In a sudden twist of events, they both had a free weekend at the end of April and found flights to Luxembourg. Never have I ever had someone spend 10 hours in transit to come see me. Until now. They flew from Scotland to London, London to Luxembourg, then took the train from Luxembourg to Metz just to spend 3 nights and 2 days in Metz. I had a loose itinerary of the things we should do together: Metz Cathedral, Marche Couvert, Fox Coffee, and a list of restaurants in the area that we could choose from. But, the best memories aren’t from the places that you go, but the conversations that you have. We spent most of our time in the AirBnB catching up, and in-and-out of boulangeries trying new French pastries. Sometimes you don’t find humans, you find souls. You find all warmth, and no ice. You find a shoulder to lay your head on, an encouraging smile from the crowd. Sometimes the universe plays too big a role in your life to attribute cosmic meetings to anything other than fate. There’s a line from my favorite Korean poem, Misiryung Sunset by Seongsun Lee. 

“내 몸에 우주가 손을 얹었다 //

너무 가볍다”

(The universe lays a hand on me // It is so light)

When I was in 10th grade, I heard about the concept of deism for the first time: God as the watchmaker, the timekeeper. And I connected to it. While I do identify as religious, I’ve had too many fateful occurrences to disbelieve a higher power pulling the strings in my life, I like to think I have a good amount of free will in my life. I believe God lays a hand on my shoulder at certain times, and leans me towards that which is meant for me. But there is no such thing as right decisions. Just choices and paths and the one that you walk down eventually, with all of its twists and turns, flower petals fall where they may.

I love spending time with people a little older than me. It’s the youngest sibling in me. My sister was born just a few years ago, but until I started high school, I received much of the family adoration, and I bloomed under it. I feel a similar sense of warmth around friends a few years older than me or others who are older siblings themselves. They have a protective, “I’ll take care of it” aura. When I’m with them I can laugh louder, smile bigger, and speak my mind. Everyone on the planet has their unique set of memories, values, and perspectives.
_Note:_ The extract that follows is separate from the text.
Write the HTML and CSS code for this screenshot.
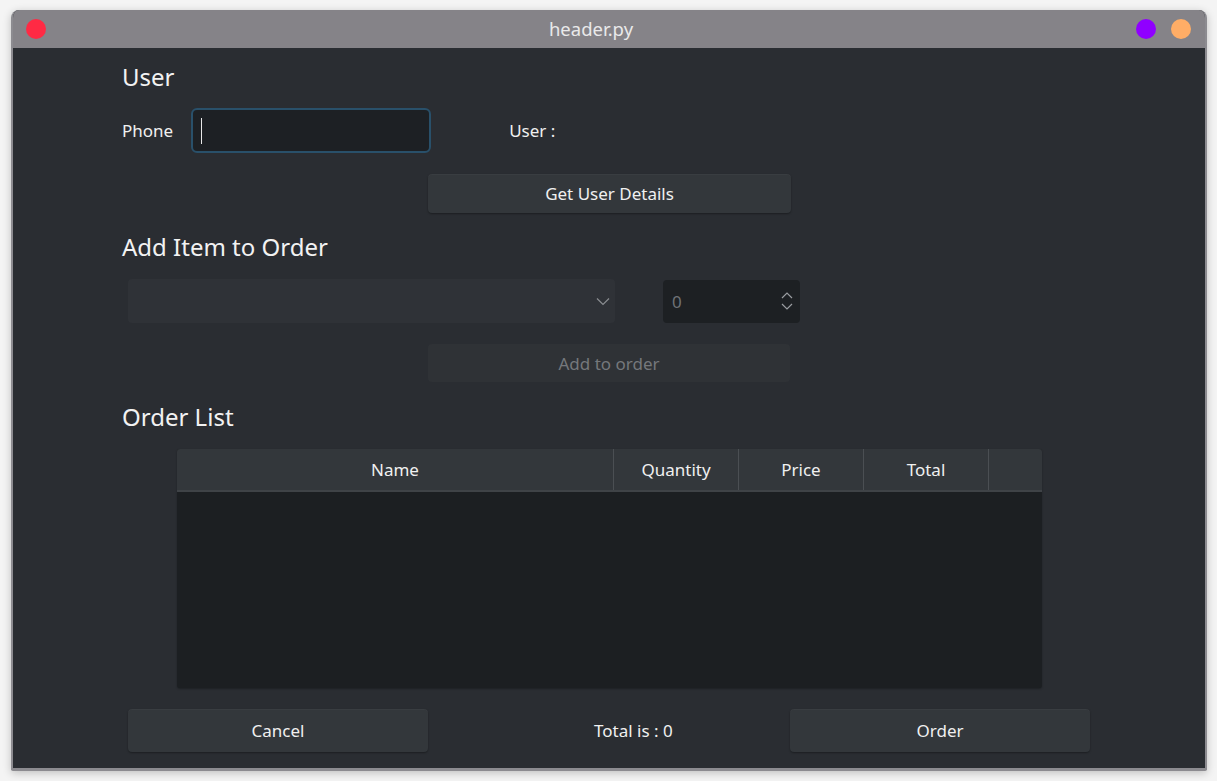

And I think oftentimes the people a few years older than me best articulate their life experiences and lessons, while looking out for me in the meantime. Safiya and Seungah feel like my parents, the parents I should’ve had. Safiya, soft-spoken and gentle, a recently graduated Physics major from the University of Glasgow, always ready with a hug and snack in hand. Seungah, a leather jacket wearing, fist-bumping, graphic design student at the Glasgow School of Art. A cheesy line from every Korean drama is, “지켜줄게.”(I’ll protect you). Safiya and Seunagh said those words to me jokingly when I was telling them about something weighing down on my mind. While it’s a line people don’t take seriously, I’ll carry the affection in my heart at that moment for the rest of my life. What a gift it is to have people up in arms, ready to back me up at any time. The time I had with them was short, but precious beyond words. People are flowers, water them with care and shine on them with affection and watch them bloom in your garden forever.

I Need to Write

Written by Swati

April 22nd, 2023

Recently, I’ve been reading “Letters To a Young Poet” by Ranier Maria Rilke. Anyone who is familiar with poetry or even a layer of the beautiful words found on Pinterest, Instagram, and Tumblr would recognize some of his more famous lines. An Austrian poet writing mostly in German, some of his work includes sound bites like, “ Let everything happen to you: beauty and terror. Just keep going. No feeling is final.” and “The only journey is the one within.” And one of my personal favorites, “This is the miracle that happens every time to those who love: the more they give, the more they possess.” 

His work is both raw and polished, gentle flow of water and jagged edges of rock. When I finally obtained my copy of the book, I learned more about the heart behind his work. The book is a collection of letters written by Rilke to the young aspiring poet Franz Xaver Kappus, who studied at the same school as him. Kappus originally writes to Rilke looking for literary criticism on his early works, but instead receives advice about introspection and purpose. Two of the most basic rules authors follow, in my amateur experience, are: when your brain is empty: read. When your brain is too full: write. And listen to what people are saying, but listen harder to what they’re not saying. But something Rilke mentions often in his book that wasn’t such a big focus in my journey is the sheer necessity of writers to write. He pushes strongly to the calling of literature, how writers would be stunted without the written word. One of the best parts of being human is slipping on a career like a pair of shoes and taking them off when you’re ready for something different. The only constant thing in life is change. We are constantly creating, building, and destroying. We are constantly hearing, understanding, and internalizing. We are anomalies and enigmas. We want to stay the same and we want to change. We want people to see us, but we never see ourselves. We want to be understood but cannot fathom understanding. 

What a fascinating life to live as an author. An author who calls everywhere and nowhere home, everyone and no one family, who can become anyone in the blink of an eye. What an incredible existence to be an artist in Europe who can take residence in any country and chooses a city like a roll of the dice and spins twists into their lives like a protagonist who controls their own story. 

A writer is an admirer of the world, always peering through the looking glass, putting up a magnifying glass to their lives, shining a flashlight on the Earth and zooming in on what hits the beam first.

I’ve found indescribable joy studying strangers on the street and in train cars, frantically typing out thoughts in my Notes app on transit, and flipping through old books in foreign bookstores. If there’s anything I hope you find in your life, it’s what makes you tick. What flips the switch on in your brain, the magnetic force that draws you to being human. For some of us it’s a need to write that leads us to the need to live and whatever it is for you: I hope you find it.